In Berry v CCL Secure Pty Ltd [2020] HCA 27 misleading conduct caused the claimant to sign a contractual termination letter. All members of the court agreed in the result. An issue was the impact of a potential right to terminate the contract lawfully. The court clarified a number of matters relating to practice, and in particular, the onus of proof, which are worth noting.
The plurality, Bell, Keane and Nettle JJ, said at [39]: ‘although a claimant bears the burden of proof in the sense of the ultimate burden of establishing its case on the balance of probabilities, the burden of proof in the sense of introducing evidence is liable to shift constantly “according as one scale of evidence or the other preponderates”. Consequently, where, as here, it is established on the balance of probabilities that a wrongdoer purposely chose to achieve a certain result by means of a calculated deceit, the natural inference is that the wrongdoer was not and would not have been prepared to bring about that result by lawful means. … So, in the absence of contrary evidence, it may be inferred that the reason for engaging in the fraud was sufficient to dissuade the fraudster from proceeding by lawful means.
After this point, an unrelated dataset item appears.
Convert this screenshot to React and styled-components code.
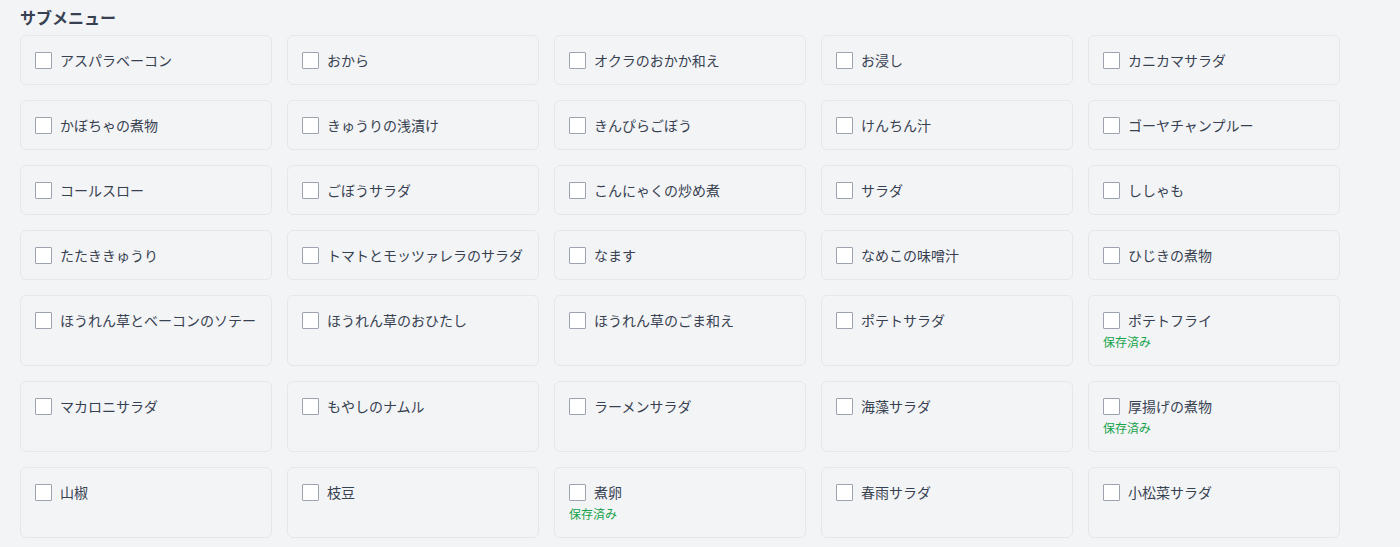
import React from "react";
import styled, { createGlobalStyle } from "styled-components";

const GlobalStyle = createGlobalStyle`
  body {
    margin: 0;
    background: #f3f4f6;
    font-family: "Noto Sans CJK JP", "Noto Sans", sans-serif;
    color: #374151;
  }
`;

const items = [
  ["アスパラベーコン"],
  ["おから"],
  ["オクラのおかか和え"],
  ["お浸し"],
  ["カニカマサラダ"],
  ["かぼちゃの煮物"],
  ["きゅうりの浅漬け"],
  ["きんぴらごぼう"],
  ["けんちん汁"],
  ["ゴーヤチャンプルー"],
  ["コールスロー"],
  ["ごぼうサラダ"],
  ["こんにゃくの炒め煮"],
  ["サラダ"],
  ["ししゃも"],
  ["たたききゅうり"],
  ["トマトとモッツァレラのサラダ"],
  ["なます"],
  ["なめこの味噌汁"],
  ["ひじきの煮物"],
  ["ほうれん草とベーコンのソテー"],
  ["ほうれん草のおひたし"],
  ["ほうれん草のごま和え"],
  ["ポテトサラダ"],
  ["ポテトフライ", true],
  ["マカロニサラダ"],
  ["もやしのナムル"],
  ["ラーメンサラダ"],
  ["海藻サラダ"],
  ["厚揚げの煮物", true],
  ["山椒"],
  ["枝豆"],
  ["煮卵", true],
  ["春雨サラダ"],
  ["小松菜サラダ"],
];

function App() {
  return (
    <>
      <GlobalStyle />
      <Page>
        <Title>サブメニュー</Title>
        <Grid>
          {items.map(([name, saved]) => (
            <Card key={name}>
              <Row>
                <Box type="checkbox" />
                <Name>{name}</Name>
              </Row>
              {saved && <Saved>保存済み</Saved>}
            </Card>
          ))}
        </Grid>
      </Page>
    </>
  );
}

export default App;

const Page = styled.div`
  padding: 5px 20px 8px;
  width: 1320px;
`;

const Title = styled.h2`
  margin: 0 0 6px;
  font-size: 16px;
  line-height: 24px;
  font-weight: 700;
  color: #374151;
`;

const Grid = styled.div`
  display: grid;
  grid-template-columns: repeat(5, 1fr);
  gap: 15px;
`;

const Card = styled.label`
  display: flex;
  flex-direction: column;
  border: 1px solid #e5e7eb;
  border-radius: 6px;
  padding: 15px 14px;
  min-height: 18px;
  cursor: pointer;
`;

const Row = styled.div`
  display: flex;
  align-items: center;
  gap: 8px;
  height: 18px;
`;

const Box = styled.input`
  appearance: none;
  margin: 0;
  width: 17px;
  height: 17px;
  flex-shrink: 0;
  background: #fff;
  border: 1px solid #9ca3af;
  border-radius: 1px;
`;

const Name = styled.span`
  font-size: 14px;
  line-height: 18px;
  color: #374151;
  white-space: nowrap;
`;

const Saved = styled.span`
  margin-top: 5px;
  font-size: 12px;
  line-height: 16px;
  color: #16a34a;
`;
The evidential burden thereupon shifts to the fraudster to adduce evidence sufficient to establish that, if it had not acted as it did, it would have been prepared to bring about the same result by lawful means. And in the absence of such evidence, it is fair to infer that there was not a realistic possibility of that occurring.’
Gageler and Edelman JJ also observed that, in the ordinary case, the pleaded counterfactuals limited the fact finding required by the court re causation.